On February 12, 2021, Awe was signed by the Ottawa Redblacks. He dressed for all 14 of the team's regular season games that year, where he recorded 74 defensive tackles and three sacks. He became a free agent upon the expiry of his contract on February 8, 2022.

=== BC Lions (third stint) ===
After the start of training camps around the league, Awe signed with the BC Lions for a third time on May 21, 2022. He played in one game for the Lions before requesting to be released from their roster when it was apparent that he would not be a starter with the club. His request was granted on June 23, 2022.

=== Montreal Alouettes (first stint)===
On July 6, 2022, immediately after the firing of head coach Khari Jones, general manager and new head coach Danny Maciocia announced that Awe had signed with the Montreal Alouettes. After dressing as a backup in his first game with the team on July 14, 2022, against the Edmonton Elks, he started at linebacker for the next 12 regular season games, and recorded 47 defensive tackles, three special teams tackles, one interception, and one forced fumble. However, he suffered a shoulder injury and did not play in the final regular season game, nor the team's two playoff games that year. Awe became a free agent upon the expiry of his contract on February 14, 2023.

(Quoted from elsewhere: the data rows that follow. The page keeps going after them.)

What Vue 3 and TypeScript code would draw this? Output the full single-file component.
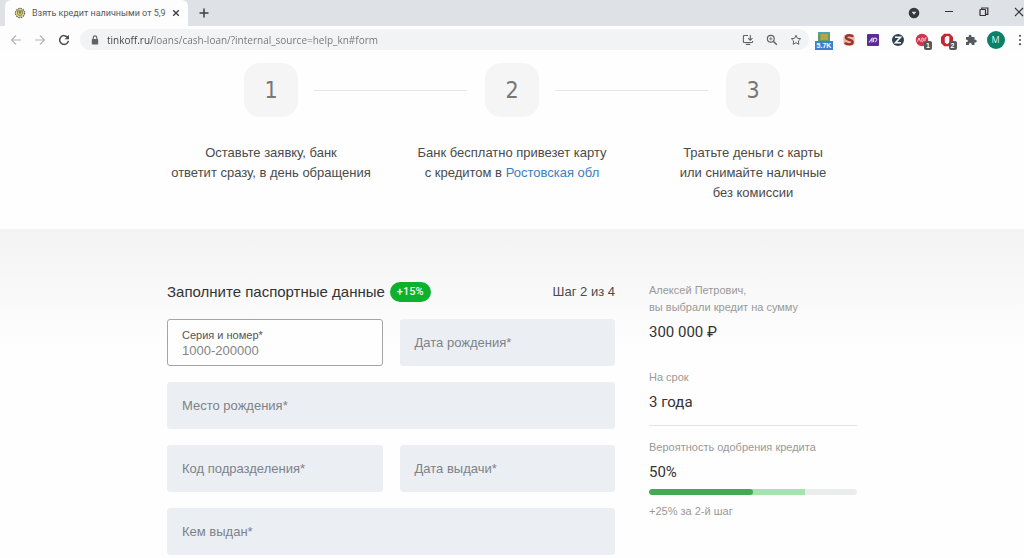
<script setup lang="ts">
import { ref } from 'vue'

interface Field {
  id: string
  label: string
  wide?: boolean
  placeholder?: string
}

const address = ref('tinkoff.ru/loans/cash-loan/?internal_source=help_kn#form')

const fields: Field[] = [
  { id: 'passport', label: 'Серия и номер*', placeholder: '1000-200000' },
  { id: 'birth-date', label: 'Дата рождения*' },
  { id: 'birth-place', label: 'Место рождения*', wide: true },
  { id: 'division', label: 'Код подразделения*' },
  { id: 'issue-date', label: 'Дата выдачи*' },
  { id: 'issuer', label: 'Кем выдан*', wide: true },
]

const values = ref<Record<string, string>>({})
const current = 50
const next = 75
</script>

<template>
  <div class="window">
    <header class="browser">
      <div class="tabs">
        <div class="tab">
          <svg class="favicon" viewBox="0 0 12 12" aria-hidden="true">
            <circle cx="6" cy="6" r="4.6" fill="#e4e0a8" stroke="#6b6b5c" stroke-width="1.3" stroke-dasharray="1.6 .8" />
            <path d="M3.6 3.8h4.800v2.400c0 1.400-1 2.200-2.400 2.800-1.400-.6-2.400-1.400-2.400-2.800z" fill="#e8dc50" stroke="#55543c" stroke-width=".7" />
            <path d="M4.800 5h2.400M6 5v2.400" stroke="#444" stroke-width=".8" />
          </svg>
          <span class="tab-title">Взять кредит наличными от 5,9</span>
          <button class="icon-btn tab-close" aria-label="Закрыть вкладку">
            <svg viewBox="0 0 8 8"><path d="M1.200 1.200l5.600 5.600M6.800 1.200L1.200 6.800" stroke="#3c4043" stroke-width="1.400" /></svg>
          </button>
        </div>
        <button class="icon-btn new-tab" aria-label="Новая вкладка">
          <svg viewBox="0 0 10 10"><path d="M5 .5v9M.5 5h9" stroke="#3c4043" stroke-width="1.500" /></svg>
        </button>
        <div class="controls">
          <button class="icon-btn" aria-label="Поиск вкладок">
            <svg viewBox="0 0 12 12"><circle cx="6" cy="6" r="5.300" fill="#35383c" /><path d="M3.600 4.800h4.800L6 7.800z" fill="#dee1e6" /></svg>
          </button>
          <button class="icon-btn" aria-label="Свернуть">
            <svg viewBox="0 0 12 12"><path d="M2 4.500h8" stroke="#333" /></svg>
          </button>
          <button class="icon-btn" aria-label="Восстановить">
            <svg viewBox="0 0 12 12" fill="none" stroke="#333" stroke-width="1.200"><rect x="2" y="2.500" width="5.500" height="6" rx=".6" /><path d="M3.800 2.300V1h6v6.400H7.800" /></svg>
          </button>
          <button class="icon-btn" aria-label="Закрыть">
            <svg viewBox="0 0 12 12"><path d="M2 1l8 8M10 1L2 9" stroke="#333" stroke-width="1.100" /></svg>
          </button>
        </div>
      </div>

      <div class="toolbar">
        <nav class="history">
          <button class="icon-btn" aria-label="Назад">
            <svg viewBox="0 0 12 12" fill="none" stroke="#b3b6b9" stroke-width="1.200"><path d="M11 6H1.500M6 1.500L1.500 6 6 10.500" /></svg>
          </button>
          <button class="icon-btn" aria-label="Вперёд">
            <svg viewBox="0 0 12 12" fill="none" stroke="#b3b6b9" stroke-width="1.200"><path d="M1 6h9.500M6 1.500L10.500 6 6 10.500" /></svg>
          </button>
          <button class="icon-btn" aria-label="Обновить">
            <svg viewBox="0 0 12 12"><path d="M9.600 3.400A4.400 4.400 0 1 0 10.400 6.800" fill="none" stroke="#4b4e52" stroke-width="1.500" /><path d="M11 .8v4.400H6.600z" fill="#4b4e52" /></svg>
          </button>
        </nav>
        <div class="omnibox">
          <svg class="lock" viewBox="0 0 8 10" aria-hidden="true"><rect x=".8" y="4" width="6.400" height="5.400" rx=".7" fill="#5f6368" /><path d="M2.200 4.200V2.700a1.800 1.800 0 0 1 3.600 0v1.500" fill="none" stroke="#5f6368" stroke-width="1.100" /></svg>
          <input v-model="address" class="address" type="text" aria-label="Адресная строка" />
          <button class="icon-btn" aria-label="Установить приложение">
            <svg viewBox="0 0 12 12" fill="none" stroke="#5f6368" stroke-width="1.100"><path d="M6 1.500H2.200a.8.8 0 0 0-.8.8v5.400a.8.8 0 0 0 .8.8h7.600a.8.8 0 0 0 .8-.8V7M3.800 10.400h4.400M8.300 1v5M6.200 4.200l2.100 2.100 2.100-2.100" /></svg>
          </button>
          <button class="icon-btn" aria-label="Масштаб">
            <svg viewBox="0 0 12 12" fill="none" stroke="#5f6368" stroke-width="1.200"><circle cx="4.800" cy="4.800" r="3.400" /><path d="M7.300 7.300l3.500 3.500" stroke-width="1.500" /><path d="M3.200 4.800h3.200M4.800 3.200v3.200" stroke-width=".8" /></svg>
          </button>
          <button class="icon-btn" aria-label="Добавить в закладки">
            <svg viewBox="0 0 12 12"><path d="M6 1.300l1.400 3 3.300.4-2.400 2.300.6 3.300L6 8.700l-2.900 1.600.6-3.300L1.300 4.700l3.300-.4z" fill="none" stroke="#5f6368" stroke-width="1" /></svg>
          </button>
        </div>
        <div class="extensions">
          <button class="icon-btn ext" aria-label="Счётчик">
            <svg viewBox="0 0 18 18"><rect x="3" y="1" width="12" height="9" fill="#5f9c6b" /><rect x="5.500" y="3" width="7.500" height="6" fill="#b5a642" /><path d="M3 1h12v2H3z" fill="#4da3b5" /></svg>
            <span class="count">5.7K</span>
          </button>
          <button class="icon-btn ext" aria-label="Расширение S">
            <svg viewBox="0 0 18 18"><rect x="3.500" y="3.500" width="11" height="11" rx="3" fill="#e5b6a7" /><path d="M13 5.800C12 3.800 6 3.500 6 6.500c0 2.800 6.600 1.700 6.600 4.600 0 3-6.200 2.900-7.600.6" fill="none" stroke="#9b3327" stroke-width="2.400" /></svg>
          </button>
          <button class="icon-btn ext" aria-label="Расширение с волной">
            <svg viewBox="0 0 18 18"><rect x="3" y="3" width="12" height="12" rx="1" fill="#5b2a9c" /><path d="M5 11.500l3-4v4M9.500 11V7.500c3-1 4 .5 3 2l-1.500 1.700" fill="none" stroke="#e3d8f3" stroke-width="1.100" /></svg>
          </button>
          <button class="icon-btn ext" aria-label="Расширение Z">
            <svg viewBox="0 0 18 18"><circle cx="9" cy="9" r="6" fill="#2f4254" /><path d="M6 6.200h5.500L6.500 11.800H12" fill="none" stroke="#fff" stroke-width="1.600" /></svg>
          </button>
          <button class="icon-btn ext" aria-label="Блокировщик">
            <svg viewBox="0 0 18 18"><circle cx="9" cy="9" r="6.200" fill="#d0344f" /><path d="M4.500 10.500L6 7l1.500 3.500M8.800 7v3.500h1c1.300 0 1.300-3.500 0-3.500zM12 10.500V7h1.500" fill="none" stroke="#f8c9d2" stroke-width="1" /></svg>
            <span class="badge">1</span>
          </button>
          <button class="icon-btn ext" aria-label="Стоп-расширение">
            <svg viewBox="0 0 18 18"><path d="M6.200 2.800h5.600L15 6v6l-3.200 3.200H6.200L3 12V6z" fill="#c4262b" /><path d="M6.800 6.500v5l2.200 1.700 2.300-1.700v-6L9 4.800z" fill="#fff" /></svg>
            <span class="badge">2</span>
          </button>
          <button class="icon-btn ext" aria-label="Расширения">
            <svg viewBox="0 0 18 18"><path d="M4 6h2.800c-.9-3 3.400-3 2.700 0h3v2.800c3-.8 3 3.300 0 2.600V14H9.700c.5-2.600-3.200-2.600-2.700 0H4v-3c2.500.4 2.500-2.700 0-2.300z" fill="#55585c" /></svg>
          </button>
          <button class="avatar" aria-label="Профиль М">M</button>
          <button class="icon-btn ext" aria-label="Меню">
            <svg viewBox="0 0 18 18" fill="#55585c"><circle cx="9" cy="4.800" r="1.100" /><circle cx="9" cy="9" r="1.100" /><circle cx="9" cy="13.200" r="1.100" /></svg>
          </button>
        </div>
      </div>
    </header>

    <main>
      <ol class="steps">
        <li class="step">
          <span class="step-number">1</span>
          <p>Оставьте заявку, банк<br />ответит сразу, в день обращения</p>
        </li>
        <li class="step">
          <span class="step-number">2</span>
          <p>Банк бесплатно привезет карту<br />с кредитом в <a href="#region">Ростовская обл</a></p>
        </li>
        <li class="step">
          <span class="step-number">3</span>
          <p>Тратьте деньги с карты<br />или снимайте наличные<br />без комиссии</p>
        </li>
      </ol>

      <section class="application">
        <div class="columns">
          <form class="form" @submit.prevent>
            <div class="form-head">
              <h2>Заполните паспортные данные</h2>
              <span class="bonus">+15%</span>
              <span class="progress-text">Шаг 2 из 4</span>
            </div>
            <div class="fields">
              <div
                v-for="field in fields"
                :key="field.id"
                class="field"
                :class="{ wide: field.wide, active: field.placeholder }"
              >
                <label :for="field.id">{{ field.label }}</label>
                <input :id="field.id" v-model="values[field.id]" type="text" :placeholder="field.placeholder" />
              </div>
            </div>
          </form>

          <aside class="summary">
            <p class="note">Алексей Петрович,<br />вы выбрали кредит на сумму</p>
            <p class="value amount">300 000 ₽</p>
            <p class="note">На срок</p>
            <p class="value term">3 года</p>
            <p class="note chance">Вероятность одобрения кредита</p>
            <p class="value">50%</p>
            <div class="bar" role="progressbar" :aria-valuenow="current" aria-valuemin="0" aria-valuemax="100" aria-label="Вероятность одобрения кредита">
              <div class="bar-next" :style="{ width: next + '%' }"></div>
              <div class="bar-now" :style="{ width: current + '%' }"></div>
            </div>
            <p class="note">+25% за 2-й шаг</p>
          </aside>
        </div>
      </section>
    </main>
  </div>
</template>

<style>
body {
  margin: 0;
  background: #fefefe;
}
</style>

<style scoped>
.window {
  overflow-x: hidden;
  color: #4a4a4a;
  font-family: "Liberation Sans", Arial, sans-serif;
  font-size: 13px;
  line-height: 20px;
}

p,
h2,
ol {
  margin: 0;
  padding: 0;
}

.icon-btn {
  display: flex;
  flex: none;
  align-items: center;
  justify-content: center;
  padding: 0;
  border: 0;
  background: none;
}

.icon-btn svg {
  width: 12px;
  height: 12px;
}

/* Browser window */
.browser {
  font-family: "Open Sans", "Noto Sans", sans-serif;
}

.tabs {
  display: flex;
  align-items: center;
  height: 26px;
  padding-left: 5px;
  background: #dee1e6;
}

.tab {
  display: flex;
  align-items: center;
  box-sizing: border-box;
  width: 183px;
  height: 26px;
  padding: 0 8px 0 9px;
  border-radius: 6px 6px 0 0;
  background: #fdfdfe;
}

.favicon {
  flex: none;
  width: 12px;
  height: 12px;
}

.tab-title {
  flex: 1;
  margin-left: 6px;
  color: #55585c;
  font-family: Roboto, sans-serif;
  font-size: 9px;
  white-space: nowrap;
}

.icon-btn.tab-close svg {
  width: 8px;
  height: 8px;
}

.new-tab {
  margin-left: 11px;
}

.icon-btn.new-tab svg {
  width: 10px;
  height: 10px;
}

.controls {
  display: flex;
  gap: 23px;
  margin-left: auto;
  margin-right: -1px;
}

.toolbar {
  display: flex;
  align-items: center;
  height: 27px;
  background: #fdfdfe;
}

.history {
  display: flex;
  gap: 12px;
  padding: 0 10px;
}

.omnibox {
  display: flex;
  flex: 1;
  align-items: center;
  gap: 12px;
  height: 21px;
  padding: 0 7px 0 11px;
  border-radius: 11px;
  background: #f1f3f4;
}

.lock {
  flex: none;
  width: 8px;
  height: 10px;
}

.address {
  flex: 1;
  min-width: 0;
  margin-left: -4px;
  padding: 0;
  border: 0;
  outline: 0;
  background: linear-gradient(90deg, #3c4043 46px, #70757a 46px);
  background-clip: text;
  color: transparent;
  font: 10px/20px "Open Sans", "Noto Sans", sans-serif;
}

.extensions {
  display: flex;
  flex: none;
  align-items: center;
  justify-content: space-between;
  width: 214px;
  margin: 0 -5px 0 6px;
}

.ext {
  position: relative;
  width: 18px;
}

.icon-btn.ext svg {
  width: 18px;
  height: 18px;
}

.count,
.badge {
  position: absolute;
  color: #fff;
  font-weight: 700;
  font-size: 7px;
  line-height: 9px;
}

.count {
  right: 0;
  bottom: -1px;
  left: 0;
  background: #3f7fd0;
}

.badge {
  right: -1px;
  bottom: -1px;
  width: 8px;
  border-radius: 2px;
  background: #54575b;
}

.avatar {
  width: 18px;
  height: 18px;
  padding: 0;
  border: 0;
  border-radius: 50%;
  background: #0b7f68;
  color: #d9f0ea;
  font: 9px/18px "Open Sans", sans-serif;
}

/* Steps */
.steps {
  display: grid;
  grid-template-columns: repeat(3, 1fr);
  max-width: 723px;
  margin: 0 auto;
  padding: 10px 0 26px;
  list-style: none;
  text-align: center;
}

.step {
  position: relative;
}

.step:not(:last-child)::after {
  content: "";
  position: absolute;
  top: 27px;
  right: -75px;
  width: 153px;
  height: 1px;
  background: #e6e6e6;
}

.step-number {
  display: block;
  width: 54px;
  margin: 0 auto 26px;
  border-radius: 16px;
  background: #f5f5f5;
  color: #777;
  font-family: "DejaVu Sans Condensed", "DejaVu Sans", sans-serif;
  font-size: 23px;
  line-height: 54px;
}

a {
  color: #3d7dbd;
  text-decoration: none;
}

/* Application */
.application {
  padding: 53px 24px 0;
  background: linear-gradient(#f3f3f3, #fefefe 120px);
}

.columns {
  display: grid;
  grid-template-columns: 448fr 208fr;
  gap: 34px;
  max-width: 690px;
  margin: 0 auto;
}

.form-head {
  display: flex;
  align-items: center;
  margin-bottom: 17px;
}

h2 {
  color: #333;
  font-weight: 400;
  font-size: 15px;
}

.bonus {
  margin-left: 5px;
  padding: 0 7px;
  border-radius: 10px;
  background: #10b02f;
  color: #e8fbe9;
  font-family: Roboto, sans-serif;
  font-weight: 500;
  font-size: 11px;
}

.progress-text {
  margin-left: auto;
}

.fields {
  display: grid;
  grid-template-columns: 1fr 1fr;
  gap: 16px 17px;
}

.field {
  display: grid;
  align-items: center;
  box-sizing: border-box;
  height: 47px;
  border: 1px solid #ebeff4;
  border-radius: 3px;
  background: #ebeff4;
}

.field label,
.field input {
  grid-area: 1 / 1;
  padding: 0 14px;
}

.field label {
  color: #7d8288;
}

.field input {
  min-width: 0;
  height: 100%;
  box-sizing: border-box;
  border: 0;
  outline: 0;
  background: none;
  color: #444;
  font: inherit;
}

.field.active {
  align-content: center;
  border-color: #a5a5a5;
  background: #fefefe;
}

.field.active label {
  color: #555;
  font-size: 11px;
  line-height: 16px;
}

.field.active input {
  grid-area: 2 / 1;
  height: 16px;
}

.field.active input::placeholder {
  color: #858585;
}

.wide {
  grid-column: 1 / -1;
}

.note {
  color: #999;
  font-size: 11px;
  line-height: 17px;
}

.value {
  margin-top: 6px;
  color: #333;
  font-family: Roboto, sans-serif;
  font-size: 15px;
}

.amount {
  margin-bottom: 27px;
}

.term {
  padding-bottom: 13px;
  border-bottom: 1px solid #e4e4e4;
}

.chance {
  margin-top: 13px;
}

.bar {
  display: grid;
  overflow: hidden;
  height: 6px;
  margin: 7px 0 8px;
  border-radius: 3px;
  background: #ebecec;
}

.bar > div {
  grid-area: 1 / 1;
}

.bar-next {
  background: #a5e3b1;
}

.bar-now {
  border-radius: 3px;
  background: #45a854;
}
</style>
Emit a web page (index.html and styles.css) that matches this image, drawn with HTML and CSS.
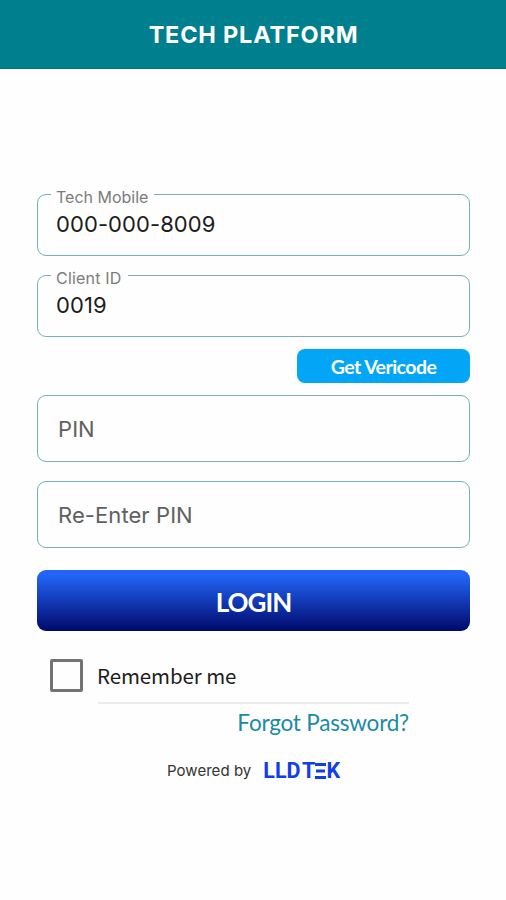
FILE: index.html
```html
<!DOCTYPE html>
<html lang="en">
<head>
  <meta charset="UTF-8">
  <title>Tech Platform</title>
  <meta name="viewport" content="width=device-width, initial-scale=1.0">
  <link rel="stylesheet" href="styles.css">
</head>
<body>
  <header class="topbar">TECH PLATFORM</header>

  <form class="login-form">
    <div class="field">
      <label class="field-label" for="mobile">Tech Mobile</label>
      <input type="text" id="mobile" name="mobile" value="000-000-8009">
    </div>

    <div class="field">
      <label class="field-label client" for="client">Client ID</label>
      <input type="text" id="client" name="client" value="0019">
    </div>

    <button type="button" class="vericode">Get Vericode</button>

    <div class="field pin">
      <input type="text" name="pin" placeholder="PIN" aria-label="PIN">
    </div>

    <div class="field pin">
      <input type="text" name="pin2" placeholder="Re-Enter PIN" aria-label="Re-Enter PIN">
    </div>

    <button type="submit" class="login">LOGIN</button>

    <label class="remember">
      <input type="checkbox" name="remember">
      <span>Remember me</span>
    </label>

    <div class="forgot"><a href="#">Forgot Password?</a></div>
  </form>

  <footer>
    <span class="powered">Powered by</span>
    <span class="brand">
      <span class="brand-lld">LLD</span><span class="brand-t">T</span>
      <svg width="11" height="16" viewBox="0 0 11 16" role="img" aria-label="E">
        <path d="M0 1.5h11M1 8h9M0 14.5h11" stroke="#103fe8" stroke-width="2.8"/>
      </svg>
      <span class="brand-k">K</span>
    </span>
  </footer>
</body>
</html>
```

FILE: styles.css
```css
* { box-sizing: border-box; }
body { margin: 0; background: #fefefe; font-family: Inter, sans-serif; color: #1c1c1c; }

.topbar {
  height: 69px; line-height: 70px; padding-left: 1px;
  background: #007f8e; border-bottom: 1px solid #00707f;
  color: #fff; text-align: center;
  font-size: 23.5px; font-weight: bold; letter-spacing: 0.8px;
}

.login-form { display: flex; flex-direction: column; padding: 125px 36px 0 37px; }

.field {
  position: relative; height: 62px; margin-bottom: 19px;
  border: 1.5px solid #75b1b5; border-radius: 9px;
}
.field input {
  display: block; width: 100%; height: 58px; padding: 0 18px;
  border: none; outline: none; background: none;
  font: 22px Inter, sans-serif; letter-spacing: 0.08px; color: #1c1c1c;
}
.field input::placeholder { color: #606060; opacity: 1; }
/* label cuts through the top border */
.field-label {
  position: absolute; left: 13px; top: -9px; padding: 0 6px 0 5px;
  background: #fefefe; font-size: 16px; line-height: 22px; color: #7c7c7c;
}
.field-label.client { letter-spacing: 0.2px; }

.vericode {
  align-self: flex-end; width: 173px; height: 34px; margin: -7px 0 12px; padding: 1px 0 0;
  border: none; border-radius: 8px; background: #03a6f6; color: #fff;
  font: bold 19.5px Lato, sans-serif; letter-spacing: -0.55px;
}

.field.pin { height: 67px; }
.field.pin input { height: 65px; padding: 0 20px; }

.login {
  height: 61px; margin-top: 3px; padding: 2px 0 0; border: none; border-radius: 9px;
  background: linear-gradient(#2265f8 8%, #00096b); color: #fff;
  font: bold 26px Lato, sans-serif; letter-spacing: -1px;
}

.remember { display: flex; align-items: center; gap: 14px; margin: 28px 0 0 13px; height: 33px; }
.remember input {
  appearance: none; width: 33px; height: 33px; margin: 0;
  border: 3px solid #737373; border-radius: 2px;
}
.remember span { margin-top: -1px; font: 20.5px/30px "Noto Sans CJK SC", sans-serif; letter-spacing: -0.1px; }

.forgot {
  width: 311px; margin: 10px 0 0 61px; padding-top: 4px;
  border-top: 2px solid #ebebeb; text-align: right;
}
.forgot a { font: 22.5px/29px Lato, sans-serif; letter-spacing: -0.2px; color: #1a8ba5; text-decoration: none; }

footer { display: flex; align-items: center; margin: 21px 0 0 167px; height: 24px; }
.powered { font-size: 15px; color: #333; letter-spacing: 0.05px; }
.brand {
  display: flex; align-items: center; margin: 2px 0 0 12px;
  font: bold 21.5px/24px Roboto, sans-serif; color: #103fe8;
}
.brand-t { margin-left: 1.5px; }
```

=== Calgary Stampeders ===
On February 17, 2023, it was announced that Awe had signed with the Calgary Stampeders. In 2023, he played in all 18 regular season games and set career highs with 134 defensive tackles and three interceptions, along with six special teams tackles, two sacks, and one forced fumble. The 134 defensive tackles was the third-most in a single season in CFL history. For his outstanding season, Awe was named a CFL Division and League All-Star for the first time in his career.

In the 2024 season, Awe again played in 18 games, but had just 69 defensive tackles and four special teams tackles. He became a free agent upon the expiry of his contract on February 11, 2025.

=== BC Lions (fourth stint) ===
On February 11, 2025, it was announced that Awe had signed again with the BC Lions to a two-year contract. He played and started in all 18 regular season games in 2025 where he led the league in defensive tackles with 114. He also had three special teams tackles, two interceptions, and one forced fumble. After the Lions signed fellow linebacker, Darnell Sankey, Awe was released on January 23, 2026.

=== Montreal Alouettes (second stint)===
On April 7, 2026, the Montreal Alouettes announced that they had signed Awe to a one-year contract.

== Personal life ==
Awe was born in Lagos, Nigeria but moved to the United States when he was three years old. He has three siblings. Awe's mother graduated with her masters from Texas Tech University and his father graduated with his masters in Criminology and Criminal Justice from the University of Texas at Arlington.